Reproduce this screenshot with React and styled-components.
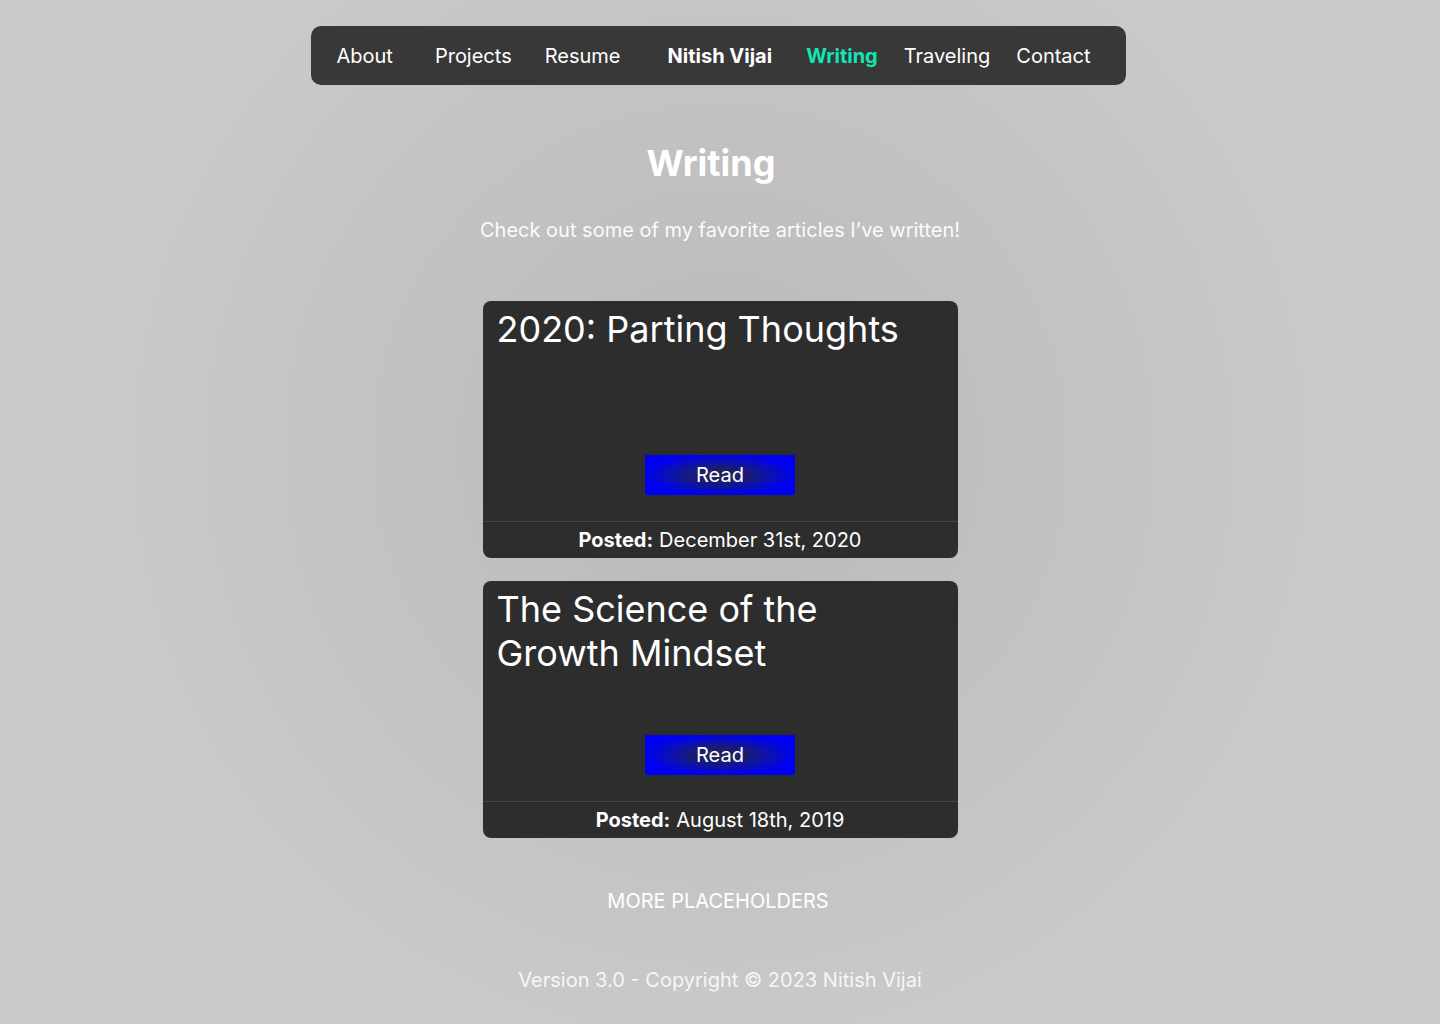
import styled, { createGlobalStyle } from 'styled-components'

const GlobalStyle = createGlobalStyle`
  html, body {
    margin: 0;
    padding: 0;
  }
  body {
    font-family: Inter, "Noto Sans", "Liberation Sans", sans-serif;
    color: #fff;
    background: #cbcbcb;
  }
`

const links = [
  { label: 'About', gap: 0 },
  { label: 'Projects', gap: 42 },
  { label: 'Resume', gap: 33 },
  { label: 'Nitish Vijai', gap: 47, bold: true },
  { label: 'Writing', gap: 34, bold: true, active: true },
  { label: 'Traveling', gap: 26 },
  { label: 'Contact', gap: 26 },
]

const articles = [
  { title: '2020: Parting Thoughts', date: 'December 31st, 2020' },
  { title: 'The Science of the Growth Mindset', date: 'August 18th, 2019' },
]

function App() {
  return (
    <Page>
      <GlobalStyle />
      <Nav>
        {links.map((l) => (
          <NavLink key={l.label} $gap={l.gap} $bold={l.bold} $active={l.active}>
            {l.label}
          </NavLink>
        ))}
      </Nav>

      <Title>Writing</Title>
      <Subtitle>Check out some of my favorite articles I’ve written!</Subtitle>

      <CardList>
        {articles.map((a) => (
          <Card key={a.title}>
            <CardBody>
              <CardTitle>{a.title}</CardTitle>
              <ReadButton>Read</ReadButton>
            </CardBody>
            <CardFooter>
              <b>Posted:</b> {a.date}
            </CardFooter>
          </Card>
        ))}
      </CardList>

      <More>MORE PLACEHOLDERS</More>
      <Footer>Version 3.0 - Copyright © 2023 Nitish Vijai</Footer>
    </Page>
  )
}

export default App

const Page = styled.div`
  min-height: 1024px;
  box-sizing: border-box;
  padding-top: 26px;
  display: flex;
  flex-direction: column;
  align-items: center;
  background: radial-gradient(circle at 50% 44%, #bbb8b8 0%, #c2c0c0 300px, #cbcbcb 650px);
`

const Nav = styled.nav`
  width: 815px;
  height: 59px;
  box-sizing: border-box;
  margin-right: 4px;
  padding: 0 26px;
  display: flex;
  align-items: center;
  background: #383838;
  border-radius: 10px;
`

const NavLink = styled.a`
  margin-left: ${(p) => p.$gap}px;
  font-size: 20px;
  line-height: 24px;
  font-weight: ${(p) => (p.$bold ? 700 : 400)};
  color: ${(p) => (p.$active ? '#12e6b4' : '#fff')};
  cursor: pointer;
  white-space: nowrap;
`

const Title = styled.h1`
  margin: 56px 0 0;
  font-size: 36px;
  line-height: 44px;
  font-weight: 700;
  transform: translateX(-9px);
`

const Subtitle = styled.p`
  margin: 33px 0 0;
  font-size: 20px;
  line-height: 24px;
  color: #fbfbfb;
`

const CardList = styled.div`
  margin-top: 59px;
  display: flex;
  flex-direction: column;
  gap: 23px;
`

const Card = styled.article`
  width: 475px;
  background: #2d2d2d;
  border-radius: 8px;
  overflow: hidden;
`

const CardBody = styled.div`
  height: 220px;
  box-sizing: border-box;
  padding: 6px 14px 26px;
  display: flex;
  flex-direction: column;
`

const CardTitle = styled.h2`
  margin: 0;
  width: 420px;
  font-size: 36px;
  line-height: 44px;
  font-weight: 400;
`

const ReadButton = styled.button`
  margin-top: auto;
  align-self: center;
  width: 150px;
  height: 40px;
  border: none;
  padding: 0;
  font-family: inherit;
  font-size: 20px;
  color: #fff;
  cursor: pointer;
  background: radial-gradient(ellipse at center, #262650 0%, #1a1d70 25%, #0a0fb8 50%, #0000f4 72%);
`

const CardFooter = styled.div`
  height: 36px;
  border-top: 1px solid #474747;
  display: flex;
  align-items: center;
  justify-content: center;
  gap: 6px;
  font-size: 20px;
  b {
    font-weight: 700;
  }
`

const More = styled.div`
  margin-top: 51px;
  font-size: 20px;
  line-height: 24px;
  transform: translateX(-2px);
`

const Footer = styled.footer`
  margin-top: 55px;
  font-size: 20px;
  line-height: 24px;
  color: #f6f6f6;
`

----------

# [AIM OF THE TASK]
Go through the material and select each line with the string "components" in it.

# [FINAL RESULT]
Reproduce this screenshot with React and styled-components.
import styled, { createGlobalStyle } from 'styled-components'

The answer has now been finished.